Balance and mobility disorders resulting in falls among older adults with and without PD pose a serious public health problem in the US. There are unprecedented numbers of people aged 85 years and older in the US who want to maintain independence throughout their lifetimes. Therefore, there is an immediate need for activity programs specifically designed to reduce physical frailty and the rising incidence of falls among the older adult population, as well as those with PD. For these programs to be most effective, continued research to determine mechanisms of improvement and to optimize training programs must be conducted.

Currently, there is insufficient information about how humans communicate the complex, sophisticated motor intentions of partnered dance by tactile means. How do partnered dancers interpret subtle changes in pressure at points of contact in order to determine (or influence) direction, magnitude, and timing?

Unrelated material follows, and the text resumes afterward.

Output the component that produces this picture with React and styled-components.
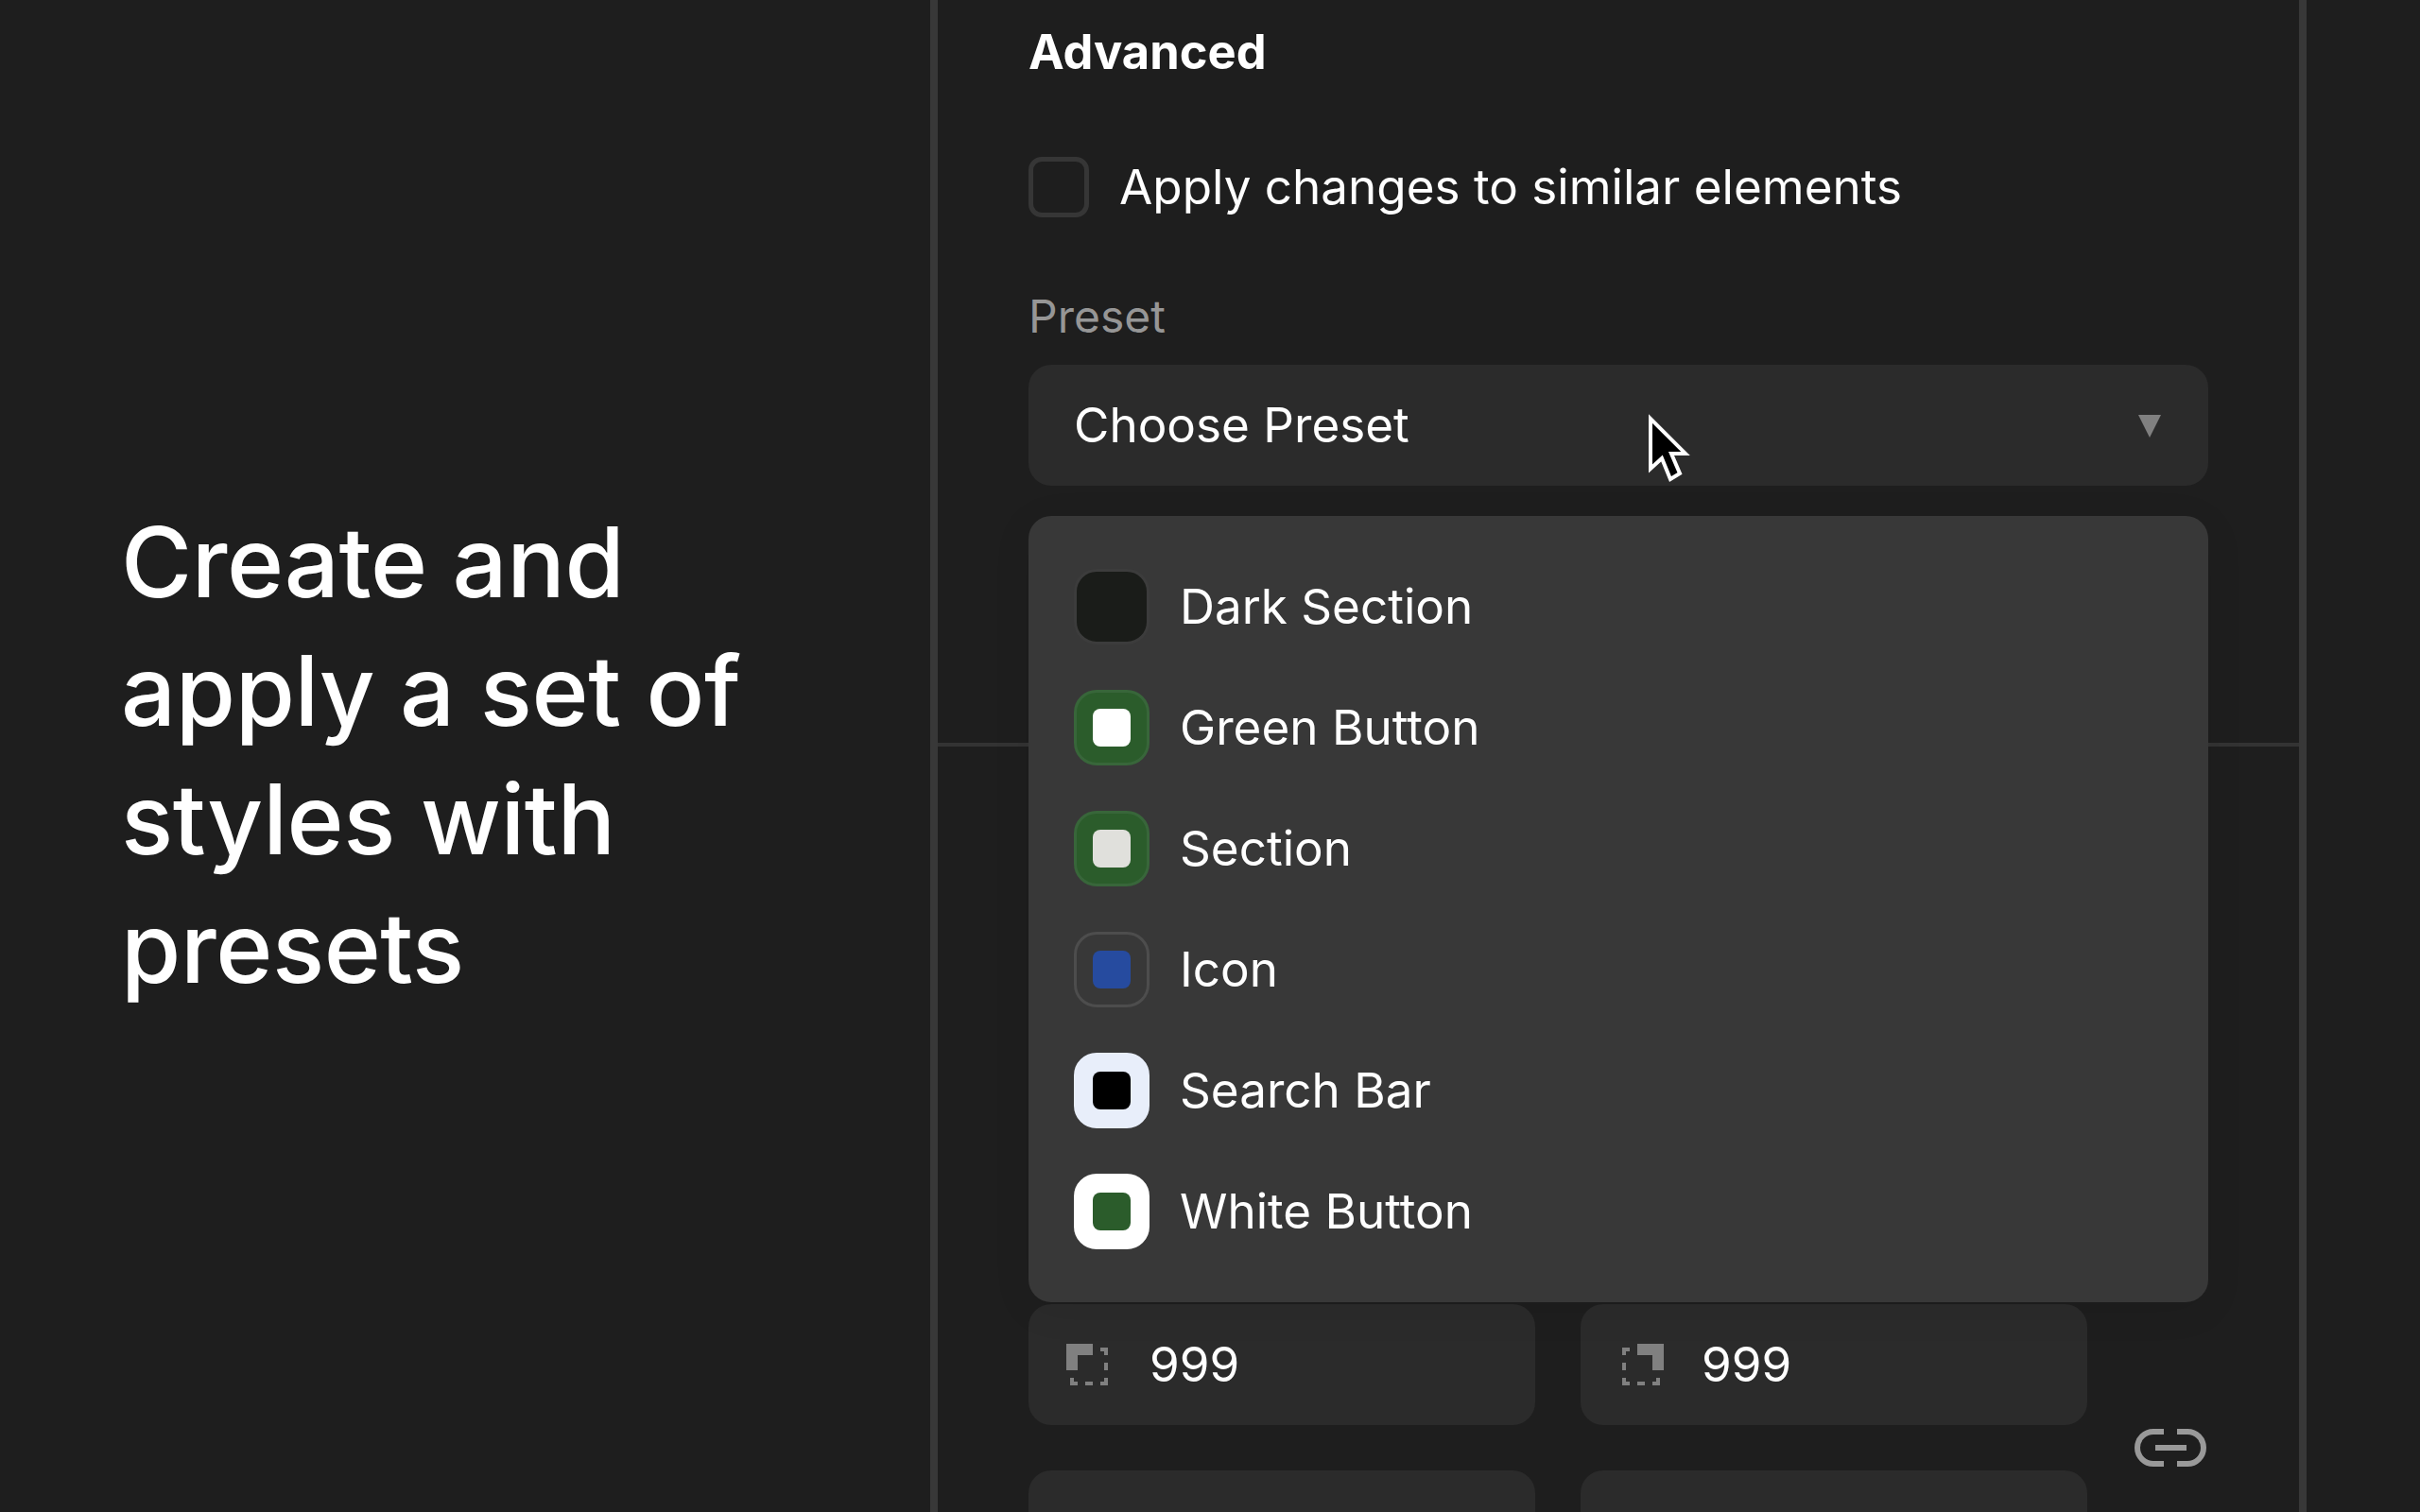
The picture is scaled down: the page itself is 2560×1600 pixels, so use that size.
import React from 'react';
import styled, { createGlobalStyle } from 'styled-components';

const presets = [
	{ name: 'Dark Section', bg: '#1a1c19', edge: '#3c3c3c', inner: 'transparent' },
	{ name: 'Green Button', bg: '#2b5c2b', edge: '#38663a', inner: '#ffffff' },
	{ name: 'Section', bg: '#2b5c2b', edge: '#38663a', inner: '#e0e0dc' },
	{ name: 'Icon', bg: 'transparent', edge: '#4d4d4d', inner: '#264b9f' },
	{ name: 'Search Bar', bg: '#e8eefa', edge: '#e8eefa', inner: '#000000' },
	{ name: 'White Button', bg: '#ffffff', edge: '#ffffff', inner: '#2b5c2b' },
];

const CornerIcon = ({ flip }) => (
	<CornerSvg $flip={flip} viewBox="0 0 44 44">
		<path d="M0 0H28V12H12V28H0Z" />
		<path d="M36 4H44V12H40V8H36ZM40 20H44V28H40ZM44 36V44H36V40H40V36ZM20 40H28V44H20ZM4 36H8V40H12V44H4Z" />
	</CornerSvg>
);

const App = () => {
	return (
		<Page>
			<GlobalStyle />
			<Intro>
				<Heading>
					Create and
					<br />
					apply a set of
					<br />
					styles with
					<br />
					presets
				</Heading>
			</Intro>
			<Panel>
				<TopSection>
					<Title>Advanced</Title>
					<CheckRow>
						<Checkbox />
						<span>Apply changes to similar elements</span>
					</CheckRow>
					<Label>Preset</Label>
					<SelectWrap>
						<Select>
							<span>Choose Preset</span>
							<Arrow viewBox="0 0 24 24">
								<path d="M0 0H24L12 24Z" />
							</Arrow>
						</Select>
						<Pointer viewBox="0 0 60 80">
							<path d="M6 9V62L18 51L27 73L37 67L28 46H43Z" />
						</Pointer>
						<Menu>
							{presets.map((p) => (
								<MenuItem key={p.name}>
									<Swatch $bg={p.bg} $edge={p.edge}>
										<SwatchInner $bg={p.inner} />
									</Swatch>
									<span>{p.name}</span>
								</MenuItem>
							))}
						</Menu>
					</SelectWrap>
				</TopSection>
				<RadiusSection>
					<FieldGrid>
						<Field>
							<CornerIcon />
							<span>999</span>
						</Field>
						<Field>
							<CornerIcon flip />
							<span>999</span>
						</Field>
						<Field />
						<Field />
					</FieldGrid>
					<LinkIcon viewBox="0 0 76 40">
						<path d="M31 3H20A17 17 0 0 0 20 37H31M45 3H56A17 17 0 0 1 56 37H45M22 20H55" />
					</LinkIcon>
				</RadiusSection>
			</Panel>
		</Page>
	);
};

const GlobalStyle = createGlobalStyle`
	html, body {
		margin: 0;
		padding: 0;
		background: #1e1e1e;
	}
`;

const Page = styled.div`
	width: 2560px;
	height: 1600px;
	display: flex;
	overflow: hidden;
	background: #1e1e1e;
	color: #ffffff;
	font-family: 'Inter', sans-serif;
`;

const Intro = styled.div`
	width: 984px;
	flex-shrink: 0;
	box-sizing: border-box;
	padding: 0 0 3px 128px;
	display: flex;
	align-items: center;
`;

const Heading = styled.h1`
	margin: 0;
	font-size: 102.4px;
	font-weight: 500;
	letter-spacing: -0.4px;
	line-height: 136px;
`;

const Panel = styled.div`
	width: 1456px;
	height: 1600px;
	flex-shrink: 0;
	box-sizing: border-box;
	border-left: 8px solid #383838;
	border-right: 8px solid #383838;
`;

const TopSection = styled.div`
	height: 790px;
	box-sizing: border-box;
	padding: 24px 96px 0;
	border-bottom: 4px solid #333333;
`;

const Title = styled.div`
	font-size: 50.6px;
	font-weight: 700;
	line-height: 62px;
`;

const CheckRow = styled.div`
	height: 64px;
	margin-top: 80px;
	display: flex;
	align-items: center;
	gap: 32px;
	font-size: 51.2px;
	line-height: 60px;
	span {
		margin-bottom: 3px;
	}
`;

const Checkbox = styled.div`
	width: 64px;
	height: 64px;
	box-sizing: border-box;
	border: 5px solid #363636;
	border-radius: 14px;
`;

const Label = styled.div`
	margin-top: 74px;
	font-size: 48px;
	line-height: 62px;
	color: #969696;
`;

const SelectWrap = styled.div`
	position: relative;
	margin-top: 20px;
`;

const Select = styled.div`
	height: 128px;
	box-sizing: border-box;
	padding: 0 50px 0 48px;
	display: flex;
	align-items: center;
	justify-content: space-between;
	background: #2b2b2b;
	border-radius: 24px;
	font-size: 51.2px;
	span {
		margin-bottom: 3px;
	}
`;

const Arrow = styled.svg`
	width: 24px;
	height: 24px;
	fill: #808080;
	margin-top: 2px;
`;

const Pointer = styled.svg`
	position: absolute;
	left: 652px;
	top: 48px;
	width: 60px;
	height: 80px;
	fill: #000000;
	stroke: #ffffff;
	stroke-width: 4px;
`;

const Menu = styled.div`
	position: absolute;
	left: 0;
	right: 0;
	top: 160px;
	padding: 32px 48px;
	background: #383838;
	border-radius: 24px;
	box-shadow: 0 8px 40px rgba(0, 0, 0, 0.08);
	z-index: 2;
`;

const MenuItem = styled.div`
	height: 128px;
	display: flex;
	align-items: center;
	gap: 32px;
	font-size: 51.2px;
	span {
		margin-bottom: 3px;
	}
`;

const Swatch = styled.div`
	width: 80px;
	height: 80px;
	box-sizing: border-box;
	display: flex;
	align-items: center;
	justify-content: center;
	background: ${(p) => p.$bg};
	border: 3px solid ${(p) => p.$edge};
	border-radius: 24px;
`;

const SwatchInner = styled.div`
	width: 40px;
	height: 40px;
	border-radius: 8px;
	background: ${(p) => p.$bg};
`;

const RadiusSection = styled.div`
	position: relative;
	padding: 590px 96px 0;
`;

const FieldGrid = styled.div`
	width: 1120px;
	display: grid;
	grid-template-columns: 536px 536px;
	gap: 48px;
`;

const Field = styled.div`
	height: 128px;
	box-sizing: border-box;
	padding-left: 40px;
	display: flex;
	align-items: center;
	gap: 44px;
	background: #2b2b2b;
	border-radius: 24px;
	font-size: 51.2px;
	span {
		margin-bottom: 3px;
	}
`;

const CornerSvg = styled.svg`
	width: 44px;
	height: 44px;
	fill: #808080;
	transform: ${(p) => (p.$flip ? 'scaleX(-1)' : 'none')};
	margin-left: ${(p) => (p.$flip ? '4px' : '0')};
	margin-right: ${(p) => (p.$flip ? '-4px' : '0')};
`;

const LinkIcon = styled.svg`
	position: absolute;
	left: 1266px;
	top: 722px;
	width: 76px;
	height: 40px;
	fill: none;
	stroke: #999999;
	stroke-width: 6px;
`;

export default App;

Knowledge about neural changes that may occur after repeated and targeted training with leading and following tasks will allow the development of better rehabilitation training strategies for those with PD.

Argentine tango is a partnered dance with worldwide presence. People dance tango all over the world, and many have become fanatical about it. Research on adapted tango has also appealed to individuals the world over, and studies about its effectiveness are taking place in a number of locations, including Australia, the UK, Argentina, the US, and Canada. Given the involvement of international researchers in the debilitating illness of PD, the melding of neurological rehabilitation with further study of dance and its powerful mechanisms will lead to the development of cross-cutting, novel ideas that transcend international and specialty-specific boundaries.

This work has underscored the power of dance to heal and to form connections between individuals of diverse backgrounds and needs. Dance has always had a multifaceted role in society. The research described here demonstrates dance’s ability to penetrate one of the most challenging human conditions: the gradual degeneration of the ability to move. Through dance, all of us—even those who are the most challenged—may be able to learn to move again.

Madeleine E. Hackney, PhD, formerly a professional dancer, is a research health scientist at the Atlanta VA Center for Visual and Neurocognitive Rehabilitation and an assistant professor of medicine at Emory University School of Medicine in Atlanta.